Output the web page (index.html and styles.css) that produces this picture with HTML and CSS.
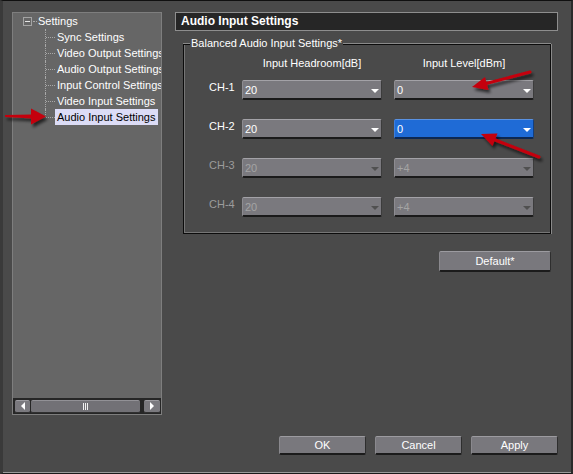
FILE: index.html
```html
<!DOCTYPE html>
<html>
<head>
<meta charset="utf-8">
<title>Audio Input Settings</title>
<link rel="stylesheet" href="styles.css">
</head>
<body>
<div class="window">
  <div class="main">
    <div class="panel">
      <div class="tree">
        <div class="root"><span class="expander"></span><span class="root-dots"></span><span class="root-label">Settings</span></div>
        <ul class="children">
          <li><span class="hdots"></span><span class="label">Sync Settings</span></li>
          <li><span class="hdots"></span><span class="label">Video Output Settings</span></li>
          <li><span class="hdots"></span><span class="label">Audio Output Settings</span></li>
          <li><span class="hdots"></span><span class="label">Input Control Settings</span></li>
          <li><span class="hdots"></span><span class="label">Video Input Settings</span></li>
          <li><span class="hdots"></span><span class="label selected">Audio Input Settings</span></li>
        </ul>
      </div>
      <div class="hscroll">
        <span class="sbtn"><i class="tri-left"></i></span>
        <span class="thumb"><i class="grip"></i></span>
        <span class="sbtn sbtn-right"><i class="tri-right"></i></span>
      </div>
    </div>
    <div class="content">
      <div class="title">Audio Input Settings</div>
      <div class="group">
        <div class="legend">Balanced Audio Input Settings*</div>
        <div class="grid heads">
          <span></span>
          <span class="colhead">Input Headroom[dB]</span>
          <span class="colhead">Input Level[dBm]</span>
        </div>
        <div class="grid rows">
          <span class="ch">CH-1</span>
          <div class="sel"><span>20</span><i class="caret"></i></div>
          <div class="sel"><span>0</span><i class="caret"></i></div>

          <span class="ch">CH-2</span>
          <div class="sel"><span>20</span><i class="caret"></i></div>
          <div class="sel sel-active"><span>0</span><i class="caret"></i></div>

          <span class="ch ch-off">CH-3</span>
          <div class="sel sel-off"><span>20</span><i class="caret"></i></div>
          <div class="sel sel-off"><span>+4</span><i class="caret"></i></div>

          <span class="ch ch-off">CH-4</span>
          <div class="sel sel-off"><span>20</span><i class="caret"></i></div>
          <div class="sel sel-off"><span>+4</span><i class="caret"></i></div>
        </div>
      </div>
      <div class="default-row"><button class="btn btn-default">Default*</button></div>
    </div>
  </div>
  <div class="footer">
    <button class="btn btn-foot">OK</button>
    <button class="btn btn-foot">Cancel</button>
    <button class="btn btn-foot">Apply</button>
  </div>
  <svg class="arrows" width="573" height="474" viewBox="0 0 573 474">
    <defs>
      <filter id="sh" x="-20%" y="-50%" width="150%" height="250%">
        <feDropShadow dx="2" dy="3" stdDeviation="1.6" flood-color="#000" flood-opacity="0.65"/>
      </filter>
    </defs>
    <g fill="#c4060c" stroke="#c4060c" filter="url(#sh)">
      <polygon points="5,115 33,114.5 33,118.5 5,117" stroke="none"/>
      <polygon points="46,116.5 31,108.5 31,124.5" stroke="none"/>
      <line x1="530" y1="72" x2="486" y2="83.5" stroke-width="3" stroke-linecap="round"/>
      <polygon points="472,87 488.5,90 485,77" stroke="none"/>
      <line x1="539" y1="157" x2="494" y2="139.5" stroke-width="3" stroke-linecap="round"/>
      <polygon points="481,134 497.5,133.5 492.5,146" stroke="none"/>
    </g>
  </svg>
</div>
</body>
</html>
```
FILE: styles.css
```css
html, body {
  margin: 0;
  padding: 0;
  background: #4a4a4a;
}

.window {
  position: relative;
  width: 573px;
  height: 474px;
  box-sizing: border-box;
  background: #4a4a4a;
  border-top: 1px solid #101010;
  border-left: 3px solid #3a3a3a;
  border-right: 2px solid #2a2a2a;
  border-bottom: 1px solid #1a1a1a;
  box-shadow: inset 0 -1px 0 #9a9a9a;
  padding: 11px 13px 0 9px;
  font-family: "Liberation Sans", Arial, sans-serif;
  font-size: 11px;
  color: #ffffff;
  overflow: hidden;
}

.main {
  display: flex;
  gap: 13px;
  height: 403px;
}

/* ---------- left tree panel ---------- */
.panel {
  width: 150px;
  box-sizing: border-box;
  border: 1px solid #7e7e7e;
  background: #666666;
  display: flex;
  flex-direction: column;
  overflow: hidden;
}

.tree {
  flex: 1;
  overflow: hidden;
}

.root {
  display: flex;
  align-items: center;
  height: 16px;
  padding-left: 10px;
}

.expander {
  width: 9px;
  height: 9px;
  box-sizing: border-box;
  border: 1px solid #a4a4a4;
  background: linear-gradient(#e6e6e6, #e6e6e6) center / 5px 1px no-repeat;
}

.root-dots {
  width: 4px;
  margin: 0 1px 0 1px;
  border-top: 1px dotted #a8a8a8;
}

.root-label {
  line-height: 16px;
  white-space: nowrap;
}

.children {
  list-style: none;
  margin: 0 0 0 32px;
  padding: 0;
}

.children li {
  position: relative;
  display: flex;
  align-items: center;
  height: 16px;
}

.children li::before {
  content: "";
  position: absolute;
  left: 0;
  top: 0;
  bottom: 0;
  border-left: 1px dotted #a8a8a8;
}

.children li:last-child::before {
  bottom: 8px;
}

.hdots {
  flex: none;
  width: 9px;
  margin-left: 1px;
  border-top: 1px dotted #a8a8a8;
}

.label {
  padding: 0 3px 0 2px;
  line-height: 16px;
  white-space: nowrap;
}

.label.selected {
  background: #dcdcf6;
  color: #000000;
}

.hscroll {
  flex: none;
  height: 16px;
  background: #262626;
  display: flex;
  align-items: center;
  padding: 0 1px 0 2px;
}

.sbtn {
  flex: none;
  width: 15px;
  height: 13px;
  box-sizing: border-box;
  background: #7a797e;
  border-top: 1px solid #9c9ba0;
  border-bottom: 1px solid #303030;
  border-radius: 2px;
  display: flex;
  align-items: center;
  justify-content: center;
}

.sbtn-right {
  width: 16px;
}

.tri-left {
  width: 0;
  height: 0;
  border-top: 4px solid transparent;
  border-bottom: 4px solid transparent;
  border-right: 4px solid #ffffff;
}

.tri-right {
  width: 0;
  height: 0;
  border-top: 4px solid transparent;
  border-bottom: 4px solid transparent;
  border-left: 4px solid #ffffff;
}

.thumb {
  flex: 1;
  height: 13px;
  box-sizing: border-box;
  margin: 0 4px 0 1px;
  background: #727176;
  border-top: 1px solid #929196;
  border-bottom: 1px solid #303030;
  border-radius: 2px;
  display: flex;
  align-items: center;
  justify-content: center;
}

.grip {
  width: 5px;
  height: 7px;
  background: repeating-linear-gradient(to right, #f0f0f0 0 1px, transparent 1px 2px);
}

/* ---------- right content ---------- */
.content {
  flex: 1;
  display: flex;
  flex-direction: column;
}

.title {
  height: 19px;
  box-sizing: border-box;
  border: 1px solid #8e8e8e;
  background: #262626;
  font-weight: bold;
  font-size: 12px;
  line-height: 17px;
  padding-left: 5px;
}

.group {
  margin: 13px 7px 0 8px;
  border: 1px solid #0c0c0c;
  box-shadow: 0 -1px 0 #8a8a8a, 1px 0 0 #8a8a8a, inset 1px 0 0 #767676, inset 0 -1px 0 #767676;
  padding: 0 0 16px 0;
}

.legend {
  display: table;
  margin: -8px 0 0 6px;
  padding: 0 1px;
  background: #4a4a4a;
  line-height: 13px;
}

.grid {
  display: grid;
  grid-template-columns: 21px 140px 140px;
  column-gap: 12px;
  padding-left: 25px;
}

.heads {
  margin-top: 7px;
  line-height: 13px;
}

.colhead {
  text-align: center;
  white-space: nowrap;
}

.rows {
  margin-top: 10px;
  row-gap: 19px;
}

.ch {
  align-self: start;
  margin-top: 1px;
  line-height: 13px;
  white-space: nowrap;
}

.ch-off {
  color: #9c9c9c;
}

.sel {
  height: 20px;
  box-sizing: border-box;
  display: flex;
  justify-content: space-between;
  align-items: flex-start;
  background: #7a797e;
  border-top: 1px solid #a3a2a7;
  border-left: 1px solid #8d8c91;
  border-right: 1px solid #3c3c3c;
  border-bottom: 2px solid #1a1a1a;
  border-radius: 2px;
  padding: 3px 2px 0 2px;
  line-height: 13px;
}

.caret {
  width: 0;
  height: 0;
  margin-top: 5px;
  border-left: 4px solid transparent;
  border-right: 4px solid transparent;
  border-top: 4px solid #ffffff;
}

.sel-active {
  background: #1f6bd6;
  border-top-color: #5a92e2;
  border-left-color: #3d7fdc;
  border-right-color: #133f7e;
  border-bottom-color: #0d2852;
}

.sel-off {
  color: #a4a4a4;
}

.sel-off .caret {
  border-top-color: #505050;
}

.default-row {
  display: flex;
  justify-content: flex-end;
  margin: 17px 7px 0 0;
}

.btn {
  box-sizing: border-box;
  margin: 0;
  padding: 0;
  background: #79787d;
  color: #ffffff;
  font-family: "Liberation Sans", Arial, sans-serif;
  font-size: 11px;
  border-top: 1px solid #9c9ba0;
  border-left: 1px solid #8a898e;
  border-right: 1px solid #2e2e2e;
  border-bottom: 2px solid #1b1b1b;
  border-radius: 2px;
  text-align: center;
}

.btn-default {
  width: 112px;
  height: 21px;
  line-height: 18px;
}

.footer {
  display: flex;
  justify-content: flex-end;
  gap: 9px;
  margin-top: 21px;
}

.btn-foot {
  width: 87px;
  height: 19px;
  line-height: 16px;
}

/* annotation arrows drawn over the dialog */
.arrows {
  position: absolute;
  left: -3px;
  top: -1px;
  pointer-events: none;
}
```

--- --- ---

**AIM OF THE EXERCISE**
Look through the listing above and count the lines where the string "styles" appears. Report the number only.

**COMPLETE RESPONSE**
3